_Your task_
All the records that follow need to be reproduced exactly. Omit the images.

_Dataset records_
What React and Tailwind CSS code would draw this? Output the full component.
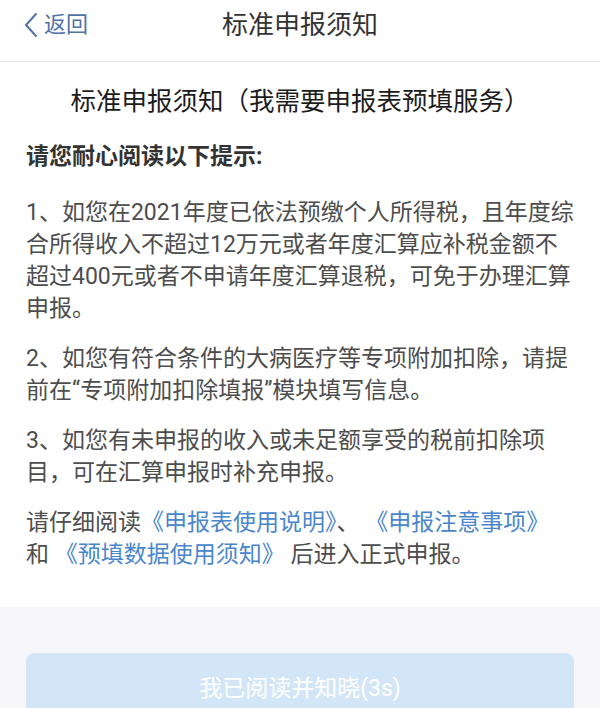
const paragraphs = [
    [
        "1、如您在2021年度已依法预缴个人所得税，且年度综",
        "合所得收入不超过12万元或者年度汇算应补税金额不",
        "超过400元或者不申请年度汇算退税，可免于办理汇算",
        "申报。",
    ],
    [
        "2、如您有符合条件的大病医疗等专项附加扣除，请提",
        "前在“专项附加扣除填报”模块填写信息。",
    ],
    [
        "3、如您有未申报的收入或未足额享受的税前扣除项",
        "目，可在汇算申报时补充申报。",
    ],
];

const App = () => {
    return (
        <div className="min-h-[708px] bg-[#f7f7f9] font-['Roboto','Noto_Sans_CJK_SC',sans-serif]">
            {/* Header */}
            <div className="relative flex h-[62px] items-start justify-center border-b border-[#e6e6e6] bg-white pt-[8px]">
                <button className="absolute left-[24px] top-[8px] flex items-center gap-[6px] text-[22px] leading-[34px] text-[#4f72a8]">
                    <svg width="14" height="26" viewBox="0 0 14 26" fill="none">
                        <path d="M12 2 L2 13 L12 24" stroke="#4f72a8" strokeWidth="2" strokeLinecap="round" strokeLinejoin="round" />
                    </svg>
                    <span>返回</span>
                </button>
                <h1 className="text-[26px] leading-[34px] text-[#333333]">标准申报须知</h1>
            </div>

            {/* Main Content */}
            <div className="bg-white px-[26px] pt-[21px] pb-[36px]">
                <h2 className="text-center text-[25.5px] leading-[36px] text-[#1c1c1c]">
                    标准申报须知（我需要申报表预填服务）
                </h2>
                <p className="mt-[22px] text-[23px] font-bold leading-[31px] text-[#333333]">
                    请您耐心阅读以下提示:
                </p>

                <div className="mt-[25px] text-[23px] leading-[32px] text-[#4d4d4d]">
                    {paragraphs.map((lines, i) => (
                        <p key={i} className={i > 0 ? "mt-[18px]" : ""}>
                            {lines.map((line) => (
                                <span key={line} className="block whitespace-nowrap">
                                    {line}
                                </span>
                            ))}
                        </p>
                    ))}
                    <p className="mt-[18px]">
                        <span className="block whitespace-nowrap">
                            请仔细阅读<span className="text-[#4a86cc]">《申报表使用说明》</span>、{" "}
                            <span className="text-[#4a86cc]">《申报注意事项》</span>
                        </span>
                        <span className="block whitespace-nowrap">
                            和 <span className="text-[#4a86cc]">《预填数据使用须知》</span> 后进入正式申报。
                        </span>
                    </p>
                </div>
            </div>

            {/* Footer button */}
            <div className="px-[26px] pt-[46px]">
                <button className="flex h-[72px] w-full items-center justify-center rounded-[8px] bg-[#d3e6f8] text-[23px] text-white">
                    我已阅读并知晓(3s)
                </button>
            </div>
        </div>
    );
};

export default App;
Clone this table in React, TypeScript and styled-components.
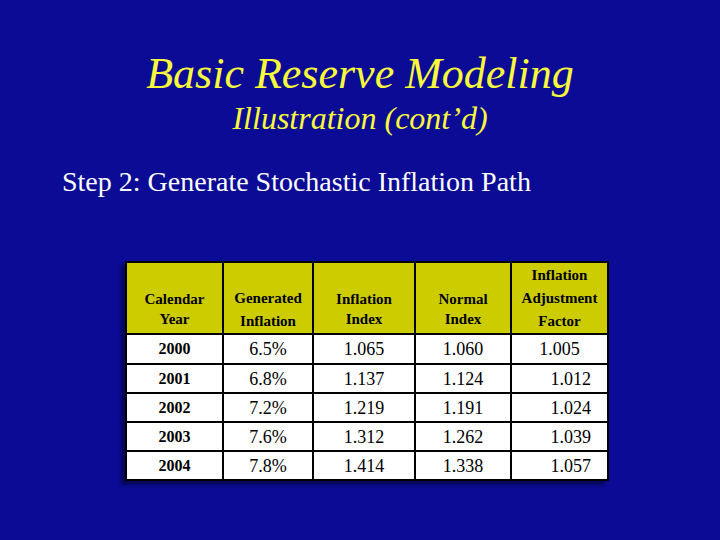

_Correct response_
What React and Tailwind CSS code would draw this? Output the full component.
const paragraphs = [
    [
        "1、如您在2021年度已依法预缴个人所得税，且年度综",
        "合所得收入不超过12万元或者年度汇算应补税金额不",
        "超过400元或者不申请年度汇算退税，可免于办理汇算",
        "申报。",
    ],
    [
        "2、如您有符合条件的大病医疗等专项附加扣除，请提",
        "前在“专项附加扣除填报”模块填写信息。",
    ],
    [
        "3、如您有未申报的收入或未足额享受的税前扣除项",
        "目，可在汇算申报时补充申报。",
    ],
];

const App = () => {
    return (
        <div className="min-h-[708px] bg-[#f7f7f9] font-['Roboto','Noto_Sans_CJK_SC',sans-serif]">
            {/* Header */}
            <div className="relative flex h-[62px] items-start justify-center border-b border-[#e6e6e6] bg-white pt-[8px]">
                <button className="absolute left-[24px] top-[8px] flex items-center gap-[6px] text-[22px] leading-[34px] text-[#4f72a8]">
                    <svg width="14" height="26" viewBox="0 0 14 26" fill="none">
                        <path d="M12 2 L2 13 L12 24" stroke="#4f72a8" strokeWidth="2" strokeLinecap="round" strokeLinejoin="round" />
                    </svg>
                    <span>返回</span>
                </button>
                <h1 className="text-[26px] leading-[34px] text-[#333333]">标准申报须知</h1>
            </div>

            {/* Main Content */}
            <div className="bg-white px-[26px] pt-[21px] pb-[36px]">
                <h2 className="text-center text-[25.5px] leading-[36px] text-[#1c1c1c]">
                    标准申报须知（我需要申报表预填服务）
                </h2>
                <p className="mt-[22px] text-[23px] font-bold leading-[31px] text-[#333333]">
                    请您耐心阅读以下提示:
                </p>

                <div className="mt-[25px] text-[23px] leading-[32px] text-[#4d4d4d]">
                    {paragraphs.map((lines, i) => (
                        <p key={i} className={i > 0 ? "mt-[18px]" : ""}>
                            {lines.map((line) => (
                                <span key={line} className="block whitespace-nowrap">
                                    {line}
                                </span>
                            ))}
                        </p>
                    ))}
                    <p className="mt-[18px]">
                        <span className="block whitespace-nowrap">
                            请仔细阅读<span className="text-[#4a86cc]">《申报表使用说明》</span>、{" "}
                            <span className="text-[#4a86cc]">《申报注意事项》</span>
                        </span>
                        <span className="block whitespace-nowrap">
                            和 <span className="text-[#4a86cc]">《预填数据使用须知》</span> 后进入正式申报。
                        </span>
                    </p>
                </div>
            </div>

            {/* Footer button */}
            <div className="px-[26px] pt-[46px]">
                <button className="flex h-[72px] w-full items-center justify-center rounded-[8px] bg-[#d3e6f8] text-[23px] text-white">
                    我已阅读并知晓(3s)
                </button>
            </div>
        </div>
    );
};

export default App;
Clone this table in React, TypeScript and styled-components.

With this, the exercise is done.